Neil Habig

Profile
- Positions: Center, Linebacker

Personal information
- Born: September 6, 1936 West Lafayette, Indiana, U.S.
- Died: November 24, 1992 (aged 56) Lexington, KY

Career information
- College: Purdue
- NFL draft: 1958 (27th round)

Career history
- 1958–1964: Saskatchewan Roughriders

Awards and highlights
- CFL All-Star (1962); 6× CFL West All-Star (1959–1964); Second-team All-Big Ten (1957); Roughrider’s Hall of Fame;

= Neil Habig =

American gridiron football player (1936–1992)

′
Neil Habig (September 6, 1936 - November 24, 1992) was an offensive lineman and linebacker for the Saskatchewan Roughriders in the Canadian Football League (CFL) from 1958 to 1964 and was a dominant player at his position of center.

==CFL==
As a member of the Saskatchewan Roughriders, Neil Habig played center and linebacker. In 7 years (1958–1964), Habig was a CFL All-Star center once (1962, the first year this honor was awarded) and a Western conference all-star 6 times (1959–1964).

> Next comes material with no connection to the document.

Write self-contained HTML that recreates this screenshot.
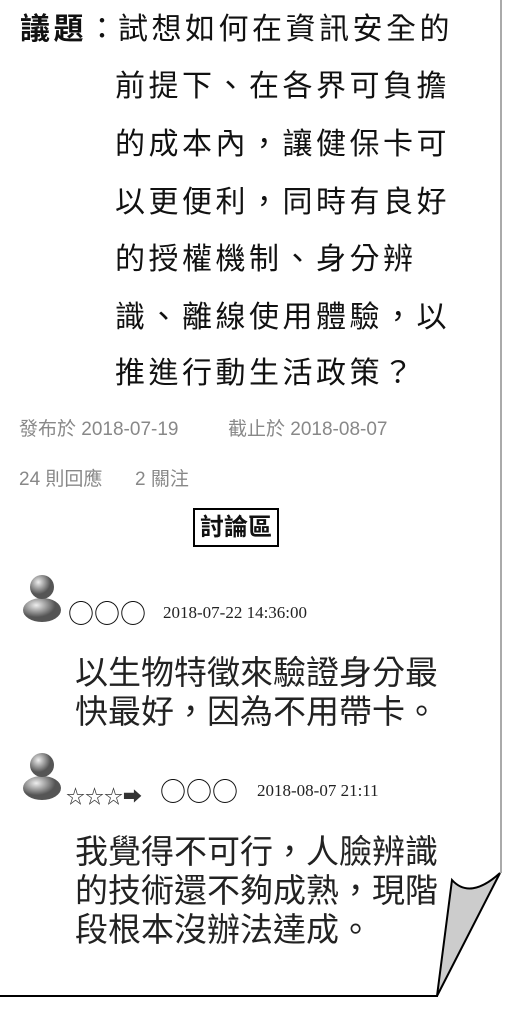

As a linebacker, he was particularly adept at covering the pass, as indicated by his 10 career interceptions, including 6 in a single year (1963). Despite this prowess, his team reached the Western finals only once, in 1963, and lost to the BC Lions, so that he never played in a Grey cup game. He was replaced in 1965 by Ted Urness, a CFL All-Star center himself for the next 6 years.